My new normal -- my mom and best friend slipped into eternity -- my journey through letting go and grieving
The most difficult thing we may ever do in this life is to say goodbye to our loved ones at the end of their life.
saying goodbye to my mom and best friend
March 30th has a new significance to me. March 30, 2012, my mother Joanne Burgett left the world we know and slipped into eternity.
She had lived 20 years with CLL -- a form of leukemia that is for lack of better terms "dormant" -- however, the leukemia combined with severely blocked arteries led to irreversable damage after a blood clot put her into cardiac arrest.
What does it mean to our family -- with our mother in eternity -- well, for me personally it means that I lost not just my mother, but my best friend, confidant, wise counselor, lunch date, coffee break partner, prayer warrior, prayer partner and fashion consultant. In short, my mom was my "person" -- my "go to person".
I have many relationships to grieve -- and each day I find myself realizing the depth of that grief. For my family it means the loss of the person who "tied" us together. She was always loving and accepting, slow to anger or judge. She was our biggest encourager and best supporter. She believed in us long before we believed in ourselves. She was always able to "turn the other cheek" in life -- and sometimes that made her vulnerable to others.
My mother leaves behind her husband of 61 years -- Donald -- and 7 children, their spouses and children. Our job is now to be there for our father, without smothering and taking over his life. He is hurting, fragile, vulnerable, yet his wisdom is great and he knows that he must keep moving forward.

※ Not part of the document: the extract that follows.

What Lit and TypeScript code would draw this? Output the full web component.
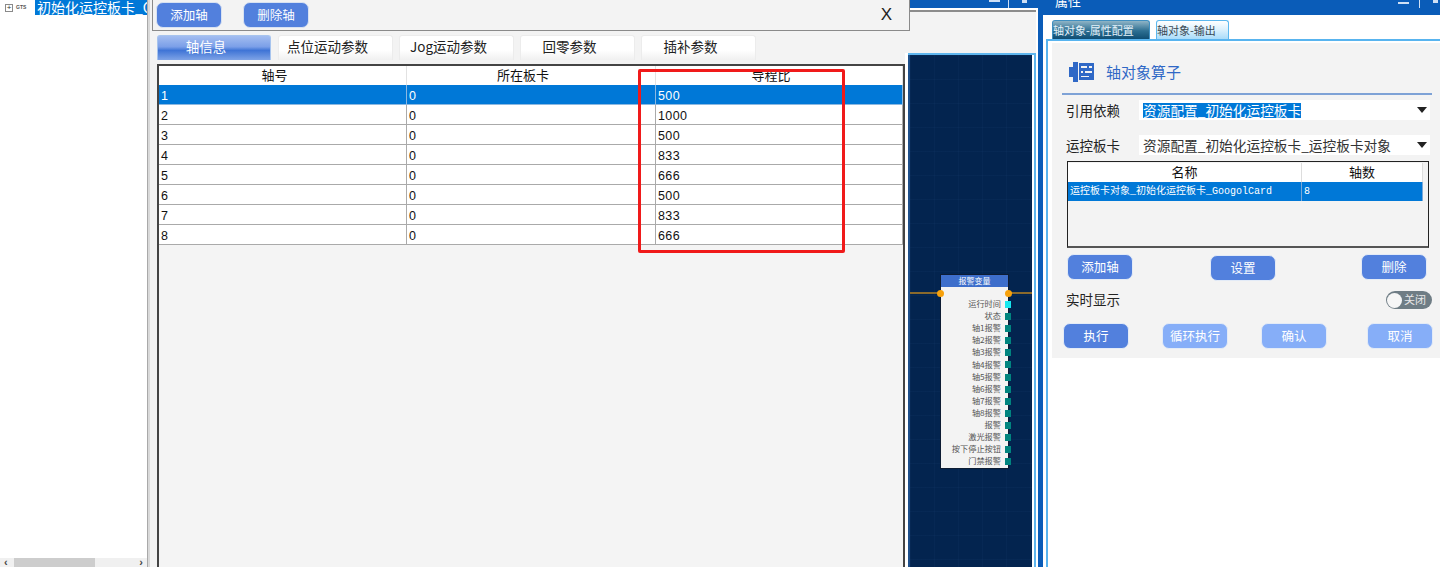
import { LitElement, html, css, svg } from "lit";
import { customElement } from "lit/decorators.js";

const axisRows = [
  ["1", "0", "500"], ["2", "0", "1000"], ["3", "0", "500"], ["4", "0", "833"],
  ["5", "0", "666"], ["6", "0", "500"], ["7", "0", "833"], ["8", "0", "666"],
];
const ports = ["运行时间", "状态", "轴1报警", "轴2报警", "轴3报警", "轴4报警", "轴5报警", "轴6报警", "轴7报警", "轴8报警", "报警", "激光报警", "按下停止按钮", "门禁报警"];

@customElement("app-root")
export class AppRoot extends LitElement {
  static styles = css`
    :host { display: block; width: 1440px; height: 567px; overflow: hidden; background: #fff; font-family: "Noto Sans CJK SC", "Liberation Sans", sans-serif; font-size: 13px; color: #111; }
    * { box-sizing: border-box; }
    .page { position: relative; display: flex; width: 1440px; height: 567px; overflow: hidden; }

    .tree { width: 148px; flex: none; display: flex; flex-direction: column; border-right: 1px solid #a9a9a9; }
    .tree-row { display: flex; align-items: flex-start; height: 16px; overflow: hidden; padding-left: 5px; flex: none; }
    .exp { width: 8px; height: 8px; margin-top: 4px; border: 1px solid #8a8a8a; font: 8px/6px "Liberation Sans", sans-serif; text-align: center; color: #333; flex: none; }
    .gts { font: bold 5px/15px "Liberation Sans", sans-serif; color: #555; width: 22px; padding-left: 3px; flex: none; }
    .sel { background: #0078d7; color: #fff; font-size: 14px; line-height: 15px; white-space: nowrap; flex: 1; overflow: hidden; padding-left: 2px; }
    .tree-fill { flex: 1; }
    .hscroll { height: 9px; background: #f0f0f0; display: flex; align-items: center; flex: none; font: bold 11px/9px "Liberation Sans", sans-serif; color: #444; justify-content: space-between; position: relative; padding: 0 4px; }
    .thumb { position: absolute; left: 14px; width: 81px; top: 0; bottom: 0; background: #cdcdcd; }

    .work { width: 890px; flex: none; display: flex; background: #fff; }
    .editor { width: 757px; flex: none; background: #f3f3f3; border-left: 2px solid #d9d9d9; display: flex; flex-direction: column; padding: 35px 0 0 7px; }
    .tabs { display: flex; height: 25px; flex: none; }
    .tab { width: 115px; margin-right: 6px; padding-right: 16px; background: linear-gradient(#fff 60%, #f0f0f0); border: 1px solid #ececec; border-bottom: none; border-radius: 3px 3px 0 0; text-align: center; line-height: 21px; font-size: 13.5px; color: #222; }
    .tab.on { width: 114px; margin-right: 7px; background: linear-gradient(#a3bdf0, #7b9fe8 45%, #3f74d6 60%, #7ea3e6); color: #fff; border-color: #a7c4ee; }
    .grid { margin-top: 4px; flex: 1; border: 2px solid #444; border-bottom: none; background: #f4f4f4; width: 748px; }
    .g-row { display: grid; grid-template-columns: 248px 249px 247px; grid-template-rows: 20px; height: 20px; }
    .g-row.head { grid-template-rows: 19px; height: 19px; background: #fff; font-size: 13px; }
    .g-row.head > div { text-align: center; line-height: 18px; padding-right: 16px; border-right: 1px solid #e2e2e2; }
    .g-row.body { background: #fff; font: 12.5px/19px "Liberation Sans", sans-serif; letter-spacing: .4px; }
    .g-row.body > div { border-right: 1px solid #aaa; border-bottom: 1px solid #aaa; padding: 2px 0 0 2px; }
    .g-row.body.active { background: #0078d7; color: #fff; }
    .g-row.body.active > div { border-bottom-color: #8cb8e0; border-right-color: #8cb8e0; }

    .canvas-col { flex: 1; display: flex; flex-direction: column; min-width: 0; padding-right: 2px; }
    .topblue { height: 8px; background: #0a5cb8; flex: none; margin-right: -2px; display: flex; justify-content: flex-end; padding-right: 11px; gap: 8px; }
    .dash { width: 11px; height: 2px; background: #cfe0f5; }
    .vbar { width: 1px; height: 8px; background: #cfe0f5; }
    .stub { width: 5px; height: 3px; background: #cfe0f5; margin-left: 5px; }
    .gutter { height: 45px; background: #f3f3f3; border-top: 2px solid #fff; flex: none; }
    .gutter::before { content: ""; display: block; height: 2px; background: #8c8c8c; }
    .canvas-frame { flex: 1; margin-left: 3px; border-top: 2px solid #5fb6ee; border-right: 2px solid #5fb6ee; padding-right: 2px; background: #fff; display: flex; min-height: 0; }
    .canvas { position: relative; flex: 1; border-left: 2px solid #1e4f8a;
      background-color: #03244f;
      background-image: linear-gradient(rgba(70,120,180,.05) 1px, transparent 1px), linear-gradient(90deg, rgba(70,120,180,.05) 1px, transparent 1px);
      background-size: 24px 24px; }
    .wire { position: absolute; left: 0; right: 0; top: 237px; height: 2px; background: #8a6a2c; }
    .node { position: absolute; left: 30px; top: 219px; width: 69px; height: 195px; background: #f3f3f3; border: 1px solid #0d1c33; }
    .node-h { height: 12px; background: #3d6ecb; color: #fff; font-size: 8px; line-height: 11px; text-align: center; }
    .node-ports { padding-top: 10px; display: flex; flex-direction: column; }
    .port { height: 12.1px; display: flex; justify-content: flex-end; align-items: center; font-size: 8.2px; color: #555; padding-right: 7px; position: relative; white-space: nowrap; }
    .port::after { content: ""; position: absolute; right: -3px; top: 4px; width: 6px; height: 7px; background: #00847f; }
    .port.first::after { background: #16e7ee; }
    .pin { position: absolute; top: 15px; width: 7px; height: 7px; border-radius: 50%; background: #f7a10c; }
    .pin.l { left: -4px; } .pin.r { right: -4px; }

    .props { flex: 1; min-width: 0; display: flex; flex-direction: column; }
    .props-top { height: 15px; background: #0a5cb8; color: #fff; flex: none; display: flex; justify-content: space-between; overflow: hidden; padding-left: 17px; font-size: 13px; line-height: 2px; }
    .props-ctl { display: flex; gap: 10px; padding: 2px 2px 0 0; align-items: flex-start; }
    .props-ctl .vbar { margin-top: -2px; }
    .props-ctl .stub { margin: -2px 0 0 3px; }
    .props-body { flex: 1; display: flex; min-height: 0; }
    .rail { width: 5px; background: #0a5cb8; flex: none; }
    .props-main { flex: 1; min-width: 0; display: flex; flex-direction: column; padding-top: 5px; }
    .ptabs { display: flex; height: 19px; flex: none; padding-left: 9px; font-size: 11px; gap: 6px; }
    .ptab { border: 1px solid #5cb8ee; border-bottom: none; border-radius: 3px 3px 0 0; line-height: 18px; background: linear-gradient(#fff, #d9f0fd 50%, #a9dcfa); width: 73px; color: #3a4a55; white-space: nowrap; overflow: hidden; }
    .ptab.on { width: 98px; background: linear-gradient(#8fb4c6, #2d6f92 55%, #0f4d72); color: #e4f2fa; border-color: #3f8fc0; }
    .frame { flex: 1; margin-left: 3px; border-left: 2px solid #58b4ef; border-top: 2px solid #58b4ef; background: #fff; padding: 2px 0 0 4px; display: flex; flex-direction: column; }
    .panel { height: 315px; background: #f3f3f3; padding: 0 8px 0 0; flex: none; display: flex; flex-direction: column; }
    .title { height: 50px; display: flex; align-items: center; padding: 7px 0 0 17px; gap: 12px; color: #2f68c6; font-size: 15px; flex: none; }
    .rule { height: 2px; background: #7ea2d6; margin-left: 10px; flex: none; }
    .frow { display: flex; align-items: center; height: 20px; padding-left: 14px; margin-top: 5px; flex: none; }
    .frow.second { margin-top: 15px; }
    .frow label { width: 62px; flex: none; font-size: 13.5px; color: #222; }
    .select { width: 291px; height: 20px; margin-left: 11px; background: #fff; display: flex; align-items: center; justify-content: space-between; padding-right: 3px; font-size: 13.7px; white-space: nowrap; }
    .select span.t { margin-left: 4px; color: #333; line-height: 18px; padding-bottom: 1px; }
    .select span.hl { background: #0078d7; color: #fff; margin-left: 4px; line-height: 15px; }
    .caret { width: 0; height: 0; border-left: 5.5px solid transparent; border-right: 5.5px solid transparent; border-top: 6px solid #222; flex: none; }
    .mini { margin: 6px 0 0 15px; width: 362px; height: 87px; border: 1px solid #222; border-bottom: 2px solid #555; background: #f3f3f3; padding-top: 1px; flex: none; }
    .m-row { display: grid; grid-template-columns: 234px 121px; height: 19px; width: 355px; background: #fff; text-align: center; line-height: 17px; font-size: 13px; }
    .m-row > div { border-right: 1px solid #ddd; }
    .m-row.b { background: #0078d7; color: #fff; text-align: left; font: 10px/19px "Liberation Mono", "Noto Sans CJK SC", monospace; white-space: nowrap; }
    .m-row.b > div { border-color: #7aa8d8; overflow: hidden; padding-left: 2px; }
    .btns { display: flex; align-items: flex-start; flex: none; }
    .btn { width: 66px; height: 26px; border-radius: 7px; border: 1px solid #e3ebf7; background: #5280dd; color: #fff; text-align: center; line-height: 23px; font-size: 12.5px; flex: none; }
    .btn.soft { background: #86aef8; }
    .axisbtns { margin: 6px 0 0 15px; }
    .axisbtns .set { margin: 1px 0 0 77px; }
    .axisbtns .del { margin-left: 85px; }
    .live { display: flex; justify-content: space-between; align-items: center; padding-left: 14px; margin-top: 10px; height: 18px; font-size: 13.5px; color: #222; flex: none; }
    .live > span { padding-bottom: 2px; }
    .toggle { width: 46px; height: 18px; background: #6f7d85; border-radius: 9px; position: relative; color: #e8e8e8; font-size: 11px; line-height: 17px; padding-left: 18px; white-space: nowrap; }
    .toggle::before { content: ""; position: absolute; left: 1px; top: 1.5px; width: 15px; height: 15px; border-radius: 50%; background: #f6f6f6; }
    .runbtns { margin: 14px 0 0 11px; gap: 33px; }
    .runbtns .last { margin-left: 7px; }

    .dialog { position: absolute; left: 152px; top: -1px; width: 758px; height: 32px; background: #f3f3f3; border: 1px solid #8a8a8a; border-top: none; display: flex; align-items: center; padding: 0 17px 0 3px; gap: 21px; }
    .dialog .btn { border-color: #d8e2f2; }
    .x { margin-left: auto; font: 17px "Liberation Sans", sans-serif; color: #222; }
    .mark { position: absolute; left: 638px; top: 69px; width: 207px; height: 184px; border: 3px solid #f01a1a; border-radius: 2px; pointer-events: none; }
  `;

  private icon() {
    return svg`<svg width="25" height="20" viewBox="0 0 25 20" fill="#2f68c6">
      <path d="M0 5h4V0h5v20H4v-5H0z"/>
      <path fill-rule="evenodd" d="M10 1h15v17H10zM12 4v2h6v-2zM20 4v2h3v-2zM12 9v2h2v-2zM16 9v2h7v-2zM12 14v1h8v-1z"/>
    </svg>`;
  }

  render() {
    return html`<div class="page">
      <div class="tree">
        <div class="tree-row"><span class="exp">+</span><span class="gts">GTS</span><span class="sel">初始化运控板卡_G</span></div>
        <div class="tree-fill"></div>
        <div class="hscroll"><span class="thumb"></span><span>‹</span><span>›</span></div>
      </div>

      <div class="work">
        <div class="editor">
          <div class="tabs">
            <div class="tab on">轴信息</div>
            <div class="tab">点位运动参数</div>
            <div class="tab">Jog运动参数</div>
            <div class="tab">回零参数</div>
            <div class="tab">插补参数</div>
          </div>
          <div class="grid">
            <div class="g-row head"><div>轴号</div><div>所在板卡</div><div>导程比</div></div>
            ${axisRows.map((r, i) => html`<div class="g-row body ${i === 0 ? "active" : ""}">${r.map((c) => html`<div>${c}</div>`)}</div>`)}
          </div>
        </div>
        <div class="canvas-col">
          <div class="topblue"><span class="dash"></span><span class="vbar"></span><span class="stub"></span></div>
          <div class="gutter"></div>
          <div class="canvas-frame">
            <div class="canvas">
              <div class="wire"></div>
              <div class="node">
                <div class="node-h">报警变量</div>
                <span class="pin l"></span><span class="pin r"></span>
                <div class="node-ports">${ports.map((p, i) => html`<div class="port ${i === 0 ? "first" : ""}">${p}</div>`)}</div>
              </div>
            </div>
          </div>
        </div>
      </div>

      <div class="props">
        <div class="props-top"><span>属性</span><span class="props-ctl"><span class="dash"></span><span class="vbar"></span><span class="stub"></span></span></div>
        <div class="props-body">
          <div class="rail"></div>
          <div class="props-main">
            <div class="ptabs"><div class="ptab on">轴对象-属性配置</div><div class="ptab">轴对象-输出</div></div>
            <div class="frame">
              <div class="panel">
                <div class="title">${this.icon()}<span>轴对象算子</span></div>
                <div class="rule"></div>
                <div class="frow"><label>引用依赖</label><div class="select"><span class="hl">资源配置_初始化运控板卡</span><span class="caret"></span></div></div>
                <div class="frow second"><label>运控板卡</label><div class="select"><span class="t">资源配置_初始化运控板卡_运控板卡对象</span><span class="caret"></span></div></div>
                <div class="mini">
                  <div class="m-row"><div>名称</div><div>轴数</div></div>
                  <div class="m-row b"><div>运控板卡对象_初始化运控板卡_GoogolCard</div><div>8</div></div>
                </div>
                <div class="btns axisbtns"><div class="btn">添加轴</div><div class="btn set">设置</div><div class="btn del">删除</div></div>
                <div class="live"><span>实时显示</span><div class="toggle">关闭</div></div>
                <div class="btns runbtns"><div class="btn">执行</div><div class="btn soft">循环执行</div><div class="btn soft">确认</div><div class="btn soft last">取消</div></div>
              </div>
            </div>
          </div>
        </div>
      </div>

      <div class="dialog"><div class="btn">添加轴</div><div class="btn">删除轴</div><span class="x">X</span></div>
      <div class="mark"></div>
    </div>`;
  }
}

So how do I get through each day? This is a question I wish I had asked my own mother -- her mother died when I was young -- she was deeply grieved and I wondered if she would ever be the same -- and yet, somehow, she was and in fact, better than the same -- she raised 7 children to adulthood and managed to stay involved and not intrude in our lives. I never asked my mom how she got through, so now I seek the same comfort that she must have sought...I seek God and his almighty power and wisdom to get me through.
I am scanning the internet for theories on life in eternity when one departs their body. Conflicting ideas and interpretations -- I now go to the source of these ideas -- the Bible.
This begins my journey to understand what happens when we take our last breath on earth.